[Supplied records]:
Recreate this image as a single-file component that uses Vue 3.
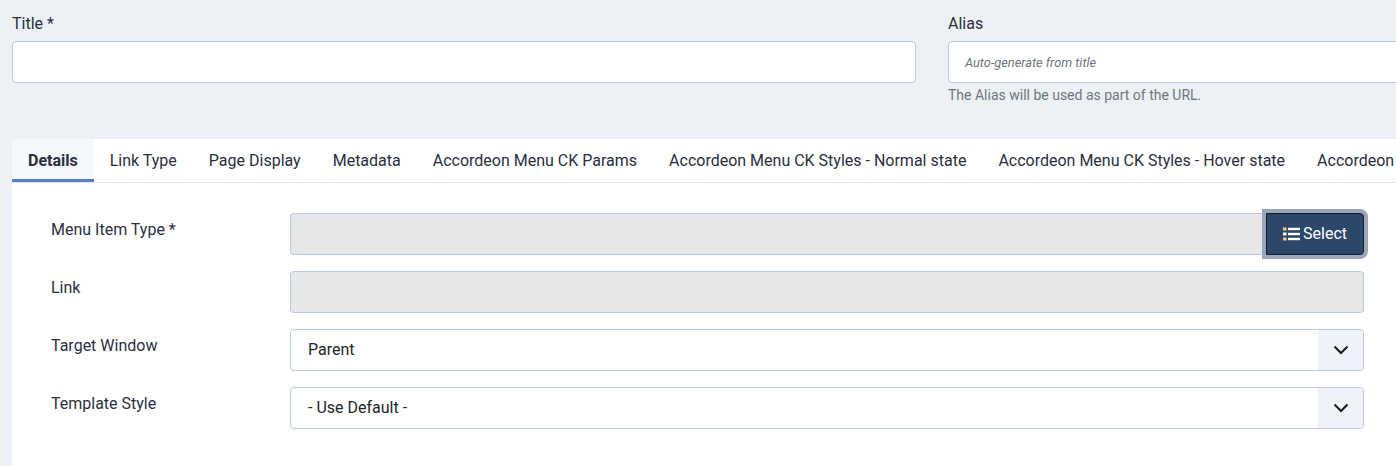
<script setup>
const tabs = [
  'Details',
  'Link Type',
  'Page Display',
  'Metadata',
  'Accordeon Menu CK Params',
  'Accordeon Menu CK Styles - Normal state',
  'Accordeon Menu CK Styles - Hover state',
  'Accordeon'
]
</script>

<template>
  <div class="page">
    <div class="head">
      <div class="field">
        <label class="label">Title *</label>
        <input class="input" type="text" />
      </div>
      <div class="field">
        <label class="label">Alias</label>
        <input class="input alias" type="text" placeholder="Auto-generate from title" />
        <div class="hint">The Alias will be used as part of the URL.</div>
      </div>
    </div>

    <div class="panel">
      <div class="tabs">
        <button
          v-for="(tab, i) in tabs"
          :key="tab"
          class="tab"
          :class="{ active: i === 0 }"
        >{{ tab }}</button>
      </div>

      <div class="form">
        <div class="row">
          <label class="row-label">Menu Item Type *</label>
          <div class="group">
            <div class="readonly"></div>
            <button class="select-btn">
              <svg class="list-icon" viewBox="0 0 17 14">
                <rect x="0" y="0.5" width="3.5" height="3" fill="#f0c987" />
                <rect x="0" y="5.5" width="3.5" height="3" fill="#fff" />
                <rect x="0" y="10.5" width="3.5" height="3" fill="#f0c987" />
                <rect x="5" y="0.8" width="12" height="2.4" fill="#fff" />
                <rect x="5" y="5.8" width="12" height="2.4" fill="#fff" />
                <rect x="5" y="10.8" width="12" height="2.4" fill="#fff" />
              </svg>
              Select
            </button>
          </div>
        </div>
        <div class="row">
          <label class="row-label">Link</label>
          <div class="group">
            <div class="readonly solo"></div>
          </div>
        </div>
        <div class="row">
          <label class="row-label">Target Window</label>
          <div class="dropdown">
            <span class="value">Parent</span>
            <span class="caret">
              <svg viewBox="0 0 16 16" width="16" height="16">
                <path d="M1.5 4.5 8 11l6.5-6.5" fill="none" stroke="#16191d" stroke-width="2" />
              </svg>
            </span>
          </div>
        </div>
        <div class="row">
          <label class="row-label">Template Style</label>
          <div class="dropdown">
            <span class="value">- Use Default -</span>
            <span class="caret">
              <svg viewBox="0 0 16 16" width="16" height="16">
                <path d="M1.5 4.5 8 11l6.5-6.5" fill="none" stroke="#16191d" stroke-width="2" />
              </svg>
            </span>
          </div>
        </div>
      </div>
    </div>
  </div>
</template>

<style>
html,
body {
  margin: 0;
  background: #edf1f6;
}
</style>

<style scoped>
.page {
  width: 1396px;
  height: 466px;
  overflow: hidden;
  box-sizing: border-box;
  padding: 12px 0 0 12px;
  background: #edf1f6;
  font-family: Roboto, "Liberation Sans", sans-serif;
  font-size: 16px;
  line-height: 24px;
  color: #22262a;
}

.head {
  display: grid;
  grid-template-columns: 904px 904px;
  column-gap: 32px;
  height: 127px;
}

.label {
  display: block;
  margin-bottom: 5px;
  color: #2b2f3f;
}

.input {
  display: block;
  box-sizing: border-box;
  width: 100%;
  height: 42px;
  padding: 1px 16px 0;
  background: #fff;
  border: 1px solid #b9c8e2;
  border-radius: 4px;
  outline: none;
  font-family: inherit;
}

.alias {
  font-size: 12.8px;
  font-style: italic;
}

.alias::placeholder {
  color: #6d757e;
  opacity: 1;
}

.hint {
  margin-top: 2px;
  font-size: 14px;
  line-height: 21px;
  color: #6d757e;
}

.panel {
  width: 1500px;
  height: 327px;
  background: #fff;
}

.tabs {
  display: flex;
  height: 44px;
  box-sizing: border-box;
  border-bottom: 1px solid #dfe5f1;
}

.tab {
  flex: none;
  height: 43px;
  padding: 2px 16px 0;
  border: 0;
  border-bottom: 3px solid transparent;
  background: none;
  font-family: inherit;
  font-size: 16px;
  color: #2b2f3f;
  white-space: nowrap;
}

.tab.active {
  background: #f4f7fb;
  border-bottom-color: #5580c2;
  font-weight: 700;
}

.form {
  display: flex;
  flex-direction: column;
  gap: 16px;
  width: 1352px;
  padding: 30px 0 0 39px;
  box-sizing: content-box;
}

.row {
  display: flex;
  height: 42px;
  width: 1313px;
}

.row-label {
  flex: none;
  width: 239px;
  padding-top: 5px;
  color: #2b2f3f;
}

.group {
  display: flex;
  flex: 1;
}

.readonly {
  flex: 1;
  box-sizing: border-box;
  background: #e7e7e7;
  border: 1px solid #b9c8e2;
  border-right: 0;
  border-radius: 4px 0 0 4px;
}

.readonly.solo {
  border-right: 1px solid #b9c8e2;
  border-radius: 4px;
}

.select-btn {
  display: flex;
  align-items: center;
  justify-content: center;
  gap: 3px;
  width: 98px;
  box-sizing: border-box;
  padding: 0 0 1px;
  background: #2d4769;
  border: 1px solid #10202f;
  border-radius: 0 4px 4px 0;
  box-shadow: 0 0 0 4px #9ba6b8;
  color: #fff;
  font-family: inherit;
  font-size: 16px;
}

.list-icon {
  width: 17px;
  height: 14px;
}

.dropdown {
  display: flex;
  flex: 1;
  align-items: center;
  justify-content: space-between;
  box-sizing: border-box;
  background: #fff;
  border: 1px solid #b9c8e2;
  border-radius: 4px;
  overflow: hidden;
}

.value {
  padding-left: 17px;
  color: #22262a;
}

.caret {
  display: flex;
  align-items: center;
  justify-content: center;
  width: 45px;
  height: 100%;
  background: #eef3fb;
}
</style>
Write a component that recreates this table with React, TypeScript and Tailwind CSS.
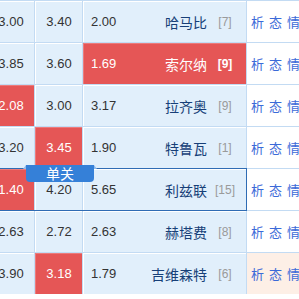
type Row = {
  a: string;
  b: string;
  c: string;
  team: string;
  rank: string;
  hot?: 'a' | 'b' | 'c';
  selected?: boolean;
  peach?: boolean;
};

const rows: Row[] = [
  { a: '3.00', b: '3.40', c: '2.00', team: '哈马比', rank: '[7]' },
  { a: '3.85', b: '3.60', c: '1.69', team: '索尔纳', rank: '[9]', hot: 'c' },
  { a: '2.08', b: '3.00', c: '3.17', team: '拉齐奥', rank: '[9]', hot: 'a' },
  { a: '3.20', b: '3.45', c: '1.90', team: '特鲁瓦', rank: '[1]', hot: 'b' },
  { a: '1.40', b: '4.20', c: '5.65', team: '利兹联', rank: '[15]', hot: 'a', selected: true },
  { a: '2.63', b: '2.72', c: '2.63', team: '赫塔费', rank: '[8]' },
  { a: '3.90', b: '3.18', c: '1.79', team: '吉维森特', rank: '[6]', hot: 'b', peach: true },
];

const num = 'font-["Liberation_Sans",Arial,sans-serif] text-[13px]';
const cjk = 'font-["Noto_Sans_CJK_SC","Noto_Sans",sans-serif]';

function OddCell({ value, hot, width }: { value: string; hot: boolean; width: string }) {
  return (
    <div
      className={`${width} flex items-center justify-center border-t border-l ${num} ${
        hot ? 'bg-[#e55656] border-[#ec7b7b] text-white' : 'bg-[#e1effb] border-white text-[#333]'
      }`}
    >
      {value}
    </div>
  );
}

function OddsRow({ row }: { row: Row }) {
  const hotC = row.hot === 'c';
  return (
    <div className="flex h-[41px] gap-px">
      <div
        className={`flex gap-px ${row.selected ? 'outline outline-1 outline-[#2f6cb4]' : ''}`}
      >
        <OddCell value={row.a} hot={row.hot === 'a'} width="w-[47px]" />
        <OddCell value={row.b} hot={row.hot === 'b'} width="w-[47px]" />
        <div
          className={`w-[163px] flex items-center border-t border-l pl-[7px] pr-[9px] ${
            hotC ? 'bg-[#e55656] border-[#ec7b7b]' : 'bg-[#e1effb] border-white'
          }`}
        >
          <span className={`${num} w-[50px] ${hotC ? 'text-white' : 'text-[#333]'}`}>{row.c}</span>
          <span
            className={`flex-1 text-right text-[14px] ${cjk} ${hotC ? 'text-white' : 'text-[#173f78]'}`}
          >
            {row.team}
          </span>
          <span
            className={`w-[24px] ml-[6px] text-center text-[12px] font-["Liberation_Sans",Arial,sans-serif] ${
              hotC ? 'text-white font-bold' : 'text-[#9a9a9a]'
            }`}
          >
            {row.rank}
          </span>
        </div>
      </div>
      <div
        className={`flex-1 flex items-center gap-[5px] pl-[4px] text-[13px] text-[#3b6ad8] ${cjk} ${
          row.peach ? 'bg-[#fdefe6]' : 'bg-white'
        }`}
      >
        <span>析</span>
        <span>态</span>
        <span>情</span>
      </div>
    </div>
  );
}

export default function App() {
  return (
    <div className="w-[299px] h-[299px] overflow-hidden bg-white relative">
      <div className="ml-[-13px] w-[330px] flex flex-col gap-px bg-[#c3dbf3] pt-px">
        {rows.map((row, i) => (
          <OddsRow key={i} row={row} />
        ))}
      </div>
      <div className="absolute left-[26px] top-[165px] w-[68px] h-[17px] bg-[#3580d8] rounded-b-[4px] flex items-center justify-center text-white text-[14px] font-['Noto_Sans_CJK_SC',sans-serif]">
        单关
        <svg className="absolute left-[-3px] top-0" width="3" height="4" viewBox="0 0 3 4">
          <polygon points="3,0 3,4 0,4" fill="#8fbbec" />
        </svg>
        <svg className="absolute right-[-3px] top-0" width="3" height="4" viewBox="0 0 3 4">
          <polygon points="0,0 0,4 3,4" fill="#8fbbec" />
        </svg>
      </div>
    </div>
  );
}
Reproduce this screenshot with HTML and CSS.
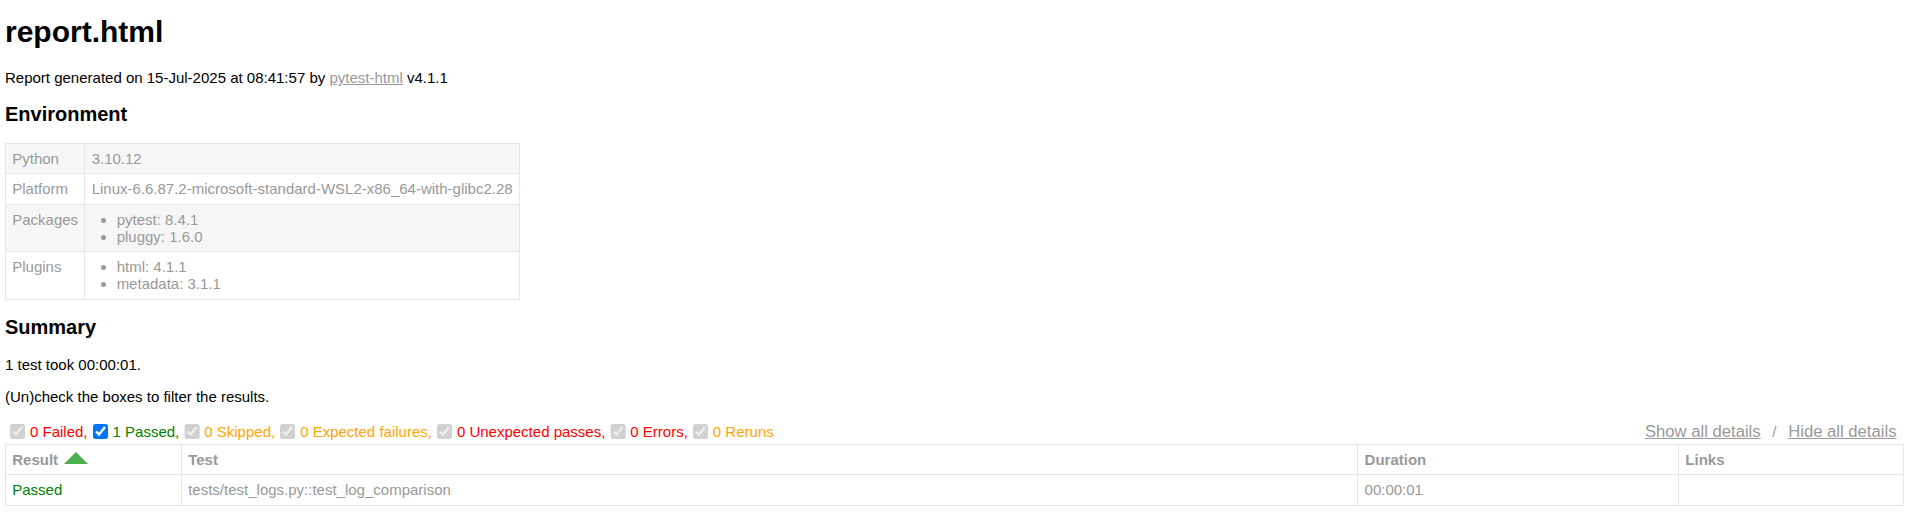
FILE: index.html
```html
<!DOCTYPE html>
<html class="root">
<head>
<meta charset="utf-8">
<title>report.html</title>
<link rel="stylesheet" href="styles.css">
</head>
<body class="page">
  <h1 class="title">report.html</h1>
  <p class="meta">Report generated on 15-Jul-2025 at 08:41:57 by <a class="link" href="#">pytest-html</a> v4.1.1</p>
  <div class="environment-header">
    <h2 class="heading">Environment</h2>
  </div>
  <table class="env">
    <tr class="env-row"><td class="env-cell">Python</td><td class="env-cell">3.10.12</td></tr>
    <tr class="env-row"><td class="env-cell">Platform</td><td class="env-cell">Linux-6.6.87.2-microsoft-standard-WSL2-x86_64-with-glibc2.28</td></tr>
    <tr class="env-row"><td class="env-cell">Packages</td><td class="env-cell"><ul class="env-list"><li>pytest: 8.4.1</li><li>pluggy: 1.6.0</li></ul></td></tr>
    <tr class="env-row"><td class="env-cell">Plugins</td><td class="env-cell"><ul class="env-list"><li>html: 4.1.1</li><li>metadata: 3.1.1</li></ul></td></tr>
  </table>
  <div class="summary">
    <h2 class="heading">Summary</h2>
    <p class="run-count">1 test took 00:00:01.</p>
    <p class="filter-note">(Un)check the boxes to filter the results.</p>
    <div class="controls">
      <div class="filters">
        <input checked class="filter" type="checkbox" disabled><span class="failed">0 Failed,</span>
        <input checked class="filter" type="checkbox"><span class="passed">1 Passed,</span>
        <input checked class="filter" type="checkbox" disabled><span class="skipped">0 Skipped,</span>
        <input checked class="filter" type="checkbox" disabled><span class="xfailed">0 Expected failures,</span>
        <input checked class="filter" type="checkbox" disabled><span class="xpassed">0 Unexpected passes,</span>
        <input checked class="filter" type="checkbox" disabled><span class="error">0 Errors,</span>
        <input checked class="filter" type="checkbox" disabled><span class="rerun">0 Reruns</span>
      </div>
      <div class="collapse">
        <button class="collapse-btn" type="button">Show all details</button>&nbsp;/&nbsp;<button class="collapse-btn" type="button">Hide all details</button>
      </div>
    </div>
  </div>
  <table class="results">
    <colgroup>
      <col class="col-w-result">
      <col class="col-w-test">
      <col class="col-w-duration">
      <col class="col-w-links">
    </colgroup>
    <thead>
      <tr>
        <th class="results-cell head sortable asc">Result</th>
        <th class="results-cell head sortable">Test</th>
        <th class="results-cell head sortable">Duration</th>
        <th class="results-cell head">Links</th>
      </tr>
    </thead>
    <tbody class="results-row">
      <tr>
        <td class="results-cell col-result">Passed</td>
        <td class="results-cell">tests/test_logs.py::test_log_comparison</td>
        <td class="results-cell">00:00:01</td>
        <td class="results-cell"></td>
      </tr>
    </tbody>
  </table>
</body>
</html>
```

FILE: styles.css
```css
.root {
  zoom: 1.25;
}

.page {
  font-family: "Liberation Sans", Helvetica, Arial, sans-serif;
  font-size: 12px;
  color: #999;
  margin: 0 3.2px 8px 4px;
  background: #fff;
}

.title {
  font-size: 24px;
  color: black;
  margin: 12.3px 0 16.08px;
}

.heading {
  font-size: 16px;
  color: black;
  margin: 13.28px 0;
}

.meta,
.run-count,
.filter-note {
  color: black;
  margin: 12px 0;
}

.link {
  color: #999;
}

.env {
  border-collapse: collapse;
}

.env-cell {
  padding: 5px;
  border: 1px solid #e6e6e6;
  vertical-align: top;
}

.env-row:nth-child(odd) {
  background-color: #f6f6f6;
}

.env-list {
  margin: 0;
  padding: 0 20px;
}

.controls {
  display: flex;
  justify-content: space-between;
}

.filters,
.collapse {
  display: flex;
  align-items: center;
}

.filter {
  margin: 3px 3px 3px 4px;
}

.collapse-btn {
  color: #999;
  border: none;
  background: none;
  cursor: pointer;
  text-decoration: underline;
  font-family: "Liberation Sans", Arial, sans-serif;
  font-size: 13.333px;
  padding: 1px 6px;
}

.passed,
.col-result {
  color: green;
}

.skipped,
.xfailed,
.rerun {
  color: orange;
}

.error,
.failed,
.xpassed {
  color: red;
}

.results {
  border-collapse: collapse;
  border: 1px solid #e6e6e6;
  color: #999;
  font-size: 12px;
  width: 100%;
}

.col-w-result {
  width: 9.27%;
}

.col-w-test {
  width: 61.98%;
}

.col-w-duration {
  width: 16.9%;
}

.col-w-links {
  width: 11.85%;
}

.results-cell {
  padding: 5px;
  border: 1px solid #e6e6e6;
  text-align: left;
}

.head {
  font-weight: bold;
}

.sortable {
  cursor: pointer;
}

.sortable.asc::after {
  content: " ";
  position: relative;
  left: 5px;
  bottom: 12.5px;
  border: 10px solid #4caf50;
  border-top: 0;
  border-left-color: transparent;
  border-right-color: transparent;
}
```
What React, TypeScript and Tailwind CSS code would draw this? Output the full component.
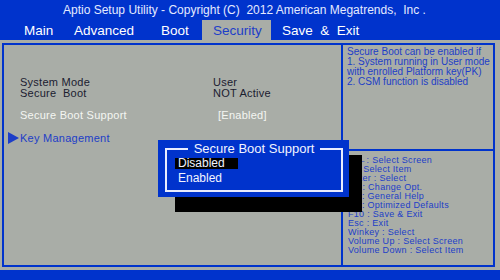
const FONT = "font-['Liberation_Sans',Arial,sans-serif]";

const keys = [
  "→←: Select Screen",
  "↑↓: Select Item",
  "Enter : Select",
  "+/- : Change Opt.",
  "F1 : General Help",
  "F9 : Optimized Defaults",
  "F10 : Save & Exit",
  "Esc : Exit",
  "Winkey : Select",
  "Volume Up : Select Screen",
  "Volume Down : Select Item",
];

function Header() {
  return (
    <div className="h-[40px] bg-[#0033cc] flex flex-col">
      <div className="h-[20px] pl-[63px] pt-[2px] text-[12px] leading-[16px] text-[#e4eaff] whitespace-pre">
        Aptio Setup Utility - Copyright (C)  2012 American Megatrends,  Inc .
      </div>
      <div className="h-[20px] flex pl-[24px] text-[13.5px] leading-[18px] text-white">
        <div className="w-[50px] pt-[2px]">Main</div>
        <div className="w-[87px] pt-[2px]">Advanced</div>
        <div className="w-[41px] pt-[2px]">Boot</div>
        <div className="w-[69px] pl-[11px] pt-[2px] bg-[#a9ada7] text-[#1d3ec8]">Security</div>
        <div className="pl-[11px] pt-[2px] whitespace-pre">Save  &  Exit</div>
      </div>
    </div>
  );
}

function SetupPanel() {
  return (
    <div className="w-[339px] border-r-2 border-[#0033cc] pt-[32px] text-[11px] leading-[11px] tracking-[0.25px] text-[#1b2030]">
      <div className="grid grid-cols-[193px_1fr] pl-[16px]">
        <span>System Mode</span>
        <span>User</span>
        <span className="whitespace-pre">Secure  Boot</span>
        <span>NOT Active</span>
      </div>
      <div className="grid grid-cols-[198px_1fr] pl-[16px] mt-[11px] text-[#f4f6f2]">
        <span>Secure Boot Support</span>
        <span>[Enabled]</span>
      </div>
      <div className="flex items-center mt-[11px] pl-[4px] text-[#1d3ec8]">
        <svg width="11" height="12" viewBox="0 0 11 12" className="mr-[1px]">
          <path d="M0 0 L11 6 L0 12 Z" fill="#1d3ec8" />
        </svg>
        <span>Key Management</span>
      </div>
    </div>
  );
}

function HelpPanel() {
  return (
    <div className="flex-1 flex flex-col text-[#1d3ec8]">
      <div className="h-[106px] border-b-2 border-[#0033cc] pl-[4px] pt-[2px] text-[10px] leading-[10px]">
        <div>Secure Boot can be enabled if</div>
        <div>1. System running in User mode</div>
        <div>with enrolled Platform key(PK)</div>
        <div>2. CSM function is disabled</div>
      </div>
      <div className="pl-[5px] pt-[5px] text-[9px] leading-[9px] tracking-[0.3px]">
        {keys.map((k) => (
          <div key={k} className="whitespace-pre">
            {k}
          </div>
        ))}
      </div>
    </div>
  );
}

function Popup() {
  return (
    <>
      <div className="absolute left-[175px] top-[155px] w-[187px] h-[57px] bg-black" />
      <div className="absolute left-[158px] top-[140px] w-[191px] h-[57px] bg-[#0033cc] pl-[7px] pt-[8px]">
        <div className="relative w-[178px] h-[44px] border-2 border-[#e8ecff] pt-[8px] pl-[8px] text-[12px] leading-[11px] text-[#f2f4ff]">
          <div className="absolute left-0 right-0 -top-[8px] flex justify-center">
            <span className="bg-[#0033cc] px-[6px] text-[13px] leading-[14px]">Secure Boot Support</span>
          </div>
          <div className="w-[63px] bg-black pl-[3px] leading-[11px]">Disabled</div>
          <div className="pl-[3px] mt-[4px]">Enabled</div>
        </div>
      </div>
    </>
  );
}

export default function App() {
  return (
    <div className={`${FONT} relative w-[500px] h-[280px] overflow-hidden bg-[#a9ada7] flex flex-col`}>
      <Header />
      <div className="flex-1 pl-[2px] pt-[3px] pb-[3px]">
        <div className="w-[493px] h-full border-2 border-[#0033cc] flex">
          <SetupPanel />
          <HelpPanel />
        </div>
      </div>
      <div className="h-[10px] bg-[#0033cc]" />
      <Popup />
    </div>
  );
}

[What is needed]:
Take every line from the data above that holds "full" and copy it out.

[Expected answer]:
What React, TypeScript and Tailwind CSS code would draw this? Output the full component.
        <div className="w-[493px] h-full border-2 border-[#0033cc] flex">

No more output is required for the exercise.